◆ SUPPLIED MATERIAL:
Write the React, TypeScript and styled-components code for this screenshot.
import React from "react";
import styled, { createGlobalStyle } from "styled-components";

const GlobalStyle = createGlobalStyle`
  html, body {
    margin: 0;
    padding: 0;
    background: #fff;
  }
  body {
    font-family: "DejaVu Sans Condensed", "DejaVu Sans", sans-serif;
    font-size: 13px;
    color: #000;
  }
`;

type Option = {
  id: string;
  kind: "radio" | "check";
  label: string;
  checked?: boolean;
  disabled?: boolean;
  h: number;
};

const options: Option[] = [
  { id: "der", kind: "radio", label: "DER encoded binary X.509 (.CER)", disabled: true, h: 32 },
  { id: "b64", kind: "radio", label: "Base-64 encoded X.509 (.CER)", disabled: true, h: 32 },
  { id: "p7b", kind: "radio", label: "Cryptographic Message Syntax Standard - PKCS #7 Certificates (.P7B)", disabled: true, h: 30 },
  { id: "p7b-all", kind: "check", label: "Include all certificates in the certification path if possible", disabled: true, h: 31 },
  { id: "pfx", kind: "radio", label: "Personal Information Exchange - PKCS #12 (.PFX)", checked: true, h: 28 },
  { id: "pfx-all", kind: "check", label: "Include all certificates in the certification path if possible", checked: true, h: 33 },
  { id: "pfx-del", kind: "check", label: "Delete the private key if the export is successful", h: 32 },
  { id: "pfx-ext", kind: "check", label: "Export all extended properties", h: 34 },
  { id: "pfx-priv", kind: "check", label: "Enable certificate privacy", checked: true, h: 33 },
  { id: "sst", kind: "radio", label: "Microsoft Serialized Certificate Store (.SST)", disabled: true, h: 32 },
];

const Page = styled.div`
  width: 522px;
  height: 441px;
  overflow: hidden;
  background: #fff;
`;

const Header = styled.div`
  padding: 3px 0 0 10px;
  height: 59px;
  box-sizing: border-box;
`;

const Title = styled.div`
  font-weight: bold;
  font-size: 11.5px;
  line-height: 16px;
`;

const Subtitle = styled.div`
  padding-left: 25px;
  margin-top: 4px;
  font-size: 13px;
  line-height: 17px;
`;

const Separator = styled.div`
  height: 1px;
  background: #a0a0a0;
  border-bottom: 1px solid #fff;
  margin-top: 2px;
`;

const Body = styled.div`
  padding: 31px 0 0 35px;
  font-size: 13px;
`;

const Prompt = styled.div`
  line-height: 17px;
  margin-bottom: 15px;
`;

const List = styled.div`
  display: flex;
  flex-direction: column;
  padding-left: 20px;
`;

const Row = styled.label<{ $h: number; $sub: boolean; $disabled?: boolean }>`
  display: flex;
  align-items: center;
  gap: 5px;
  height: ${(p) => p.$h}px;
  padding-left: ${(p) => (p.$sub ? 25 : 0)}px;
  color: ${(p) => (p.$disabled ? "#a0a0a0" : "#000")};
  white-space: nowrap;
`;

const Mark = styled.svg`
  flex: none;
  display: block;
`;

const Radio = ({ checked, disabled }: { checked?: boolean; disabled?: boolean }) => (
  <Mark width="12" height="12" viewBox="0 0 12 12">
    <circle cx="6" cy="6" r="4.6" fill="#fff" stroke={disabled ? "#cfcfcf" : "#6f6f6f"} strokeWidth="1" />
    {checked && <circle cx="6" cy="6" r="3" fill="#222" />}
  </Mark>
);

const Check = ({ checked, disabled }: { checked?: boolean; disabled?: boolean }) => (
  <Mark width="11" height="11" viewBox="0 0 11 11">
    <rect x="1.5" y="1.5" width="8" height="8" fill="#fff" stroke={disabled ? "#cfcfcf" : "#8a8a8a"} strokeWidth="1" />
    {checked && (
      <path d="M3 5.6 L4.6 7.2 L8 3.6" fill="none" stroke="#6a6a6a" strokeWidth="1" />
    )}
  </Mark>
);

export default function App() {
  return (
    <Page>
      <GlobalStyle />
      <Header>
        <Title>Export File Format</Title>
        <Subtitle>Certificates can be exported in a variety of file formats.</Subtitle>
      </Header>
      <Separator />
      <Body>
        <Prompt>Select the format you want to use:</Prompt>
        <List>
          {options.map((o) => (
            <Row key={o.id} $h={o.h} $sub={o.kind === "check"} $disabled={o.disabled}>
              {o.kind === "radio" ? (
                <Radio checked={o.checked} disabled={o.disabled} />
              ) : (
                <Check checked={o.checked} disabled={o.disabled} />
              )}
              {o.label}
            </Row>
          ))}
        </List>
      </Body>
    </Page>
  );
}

◆ PROMPT:
Set down all of the data above, word for word.

◆ THE OUTPUT:
Write the React, TypeScript and styled-components code for this screenshot.
import React from "react";
import styled, { createGlobalStyle } from "styled-components";

const GlobalStyle = createGlobalStyle`
  html, body {
    margin: 0;
    padding: 0;
    background: #fff;
  }
  body {
    font-family: "DejaVu Sans Condensed", "DejaVu Sans", sans-serif;
    font-size: 13px;
    color: #000;
  }
`;

type Option = {
  id: string;
  kind: "radio" | "check";
  label: string;
  checked?: boolean;
  disabled?: boolean;
  h: number;
};

const options: Option[] = [
  { id: "der", kind: "radio", label: "DER encoded binary X.509 (.CER)", disabled: true, h: 32 },
  { id: "b64", kind: "radio", label: "Base-64 encoded X.509 (.CER)", disabled: true, h: 32 },
  { id: "p7b", kind: "radio", label: "Cryptographic Message Syntax Standard - PKCS #7 Certificates (.P7B)", disabled: true, h: 30 },
  { id: "p7b-all", kind: "check", label: "Include all certificates in the certification path if possible", disabled: true, h: 31 },
  { id: "pfx", kind: "radio", label: "Personal Information Exchange - PKCS #12 (.PFX)", checked: true, h: 28 },
  { id: "pfx-all", kind: "check", label: "Include all certificates in the certification path if possible", checked: true, h: 33 },
  { id: "pfx-del", kind: "check", label: "Delete the private key if the export is successful", h: 32 },
  { id: "pfx-ext", kind: "check", label: "Export all extended properties", h: 34 },
  { id: "pfx-priv", kind: "check", label: "Enable certificate privacy", checked: true, h: 33 },
  { id: "sst", kind: "radio", label: "Microsoft Serialized Certificate Store (.SST)", disabled: true, h: 32 },
];

const Page = styled.div`
  width: 522px;
  height: 441px;
  overflow: hidden;
  background: #fff;
`;

const Header = styled.div`
  padding: 3px 0 0 10px;
  height: 59px;
  box-sizing: border-box;
`;

const Title = styled.div`
  font-weight: bold;
  font-size: 11.5px;
  line-height: 16px;
`;

const Subtitle = styled.div`
  padding-left: 25px;
  margin-top: 4px;
  font-size: 13px;
  line-height: 17px;
`;

const Separator = styled.div`
  height: 1px;
  background: #a0a0a0;
  border-bottom: 1px solid #fff;
  margin-top: 2px;
`;

const Body = styled.div`
  padding: 31px 0 0 35px;
  font-size: 13px;
`;

const Prompt = styled.div`
  line-height: 17px;
  margin-bottom: 15px;
`;

const List = styled.div`
  display: flex;
  flex-direction: column;
  padding-left: 20px;
`;

const Row = styled.label<{ $h: number; $sub: boolean; $disabled?: boolean }>`
  display: flex;
  align-items: center;
  gap: 5px;
  height: ${(p) => p.$h}px;
  padding-left: ${(p) => (p.$sub ? 25 : 0)}px;
  color: ${(p) => (p.$disabled ? "#a0a0a0" : "#000")};
  white-space: nowrap;
`;

const Mark = styled.svg`
  flex: none;
  display: block;
`;

const Radio = ({ checked, disabled }: { checked?: boolean; disabled?: boolean }) => (
  <Mark width="12" height="12" viewBox="0 0 12 12">
    <circle cx="6" cy="6" r="4.6" fill="#fff" stroke={disabled ? "#cfcfcf" : "#6f6f6f"} strokeWidth="1" />
    {checked && <circle cx="6" cy="6" r="3" fill="#222" />}
  </Mark>
);

const Check = ({ checked, disabled }: { checked?: boolean; disabled?: boolean }) => (
  <Mark width="11" height="11" viewBox="0 0 11 11">
    <rect x="1.5" y="1.5" width="8" height="8" fill="#fff" stroke={disabled ? "#cfcfcf" : "#8a8a8a"} strokeWidth="1" />
    {checked && (
      <path d="M3 5.6 L4.6 7.2 L8 3.6" fill="none" stroke="#6a6a6a" strokeWidth="1" />
    )}
  </Mark>
);

export default function App() {
  return (
    <Page>
      <GlobalStyle />
      <Header>
        <Title>Export File Format</Title>
        <Subtitle>Certificates can be exported in a variety of file formats.</Subtitle>
      </Header>
      <Separator />
      <Body>
        <Prompt>Select the format you want to use:</Prompt>
        <List>
          {options.map((o) => (
            <Row key={o.id} $h={o.h} $sub={o.kind === "check"} $disabled={o.disabled}>
              {o.kind === "radio" ? (
                <Radio checked={o.checked} disabled={o.disabled} />
              ) : (
                <Check checked={o.checked} disabled={o.disabled} />
              )}
              {o.label}
            </Row>
          ))}
        </List>
      </Body>
    </Page>
  );
}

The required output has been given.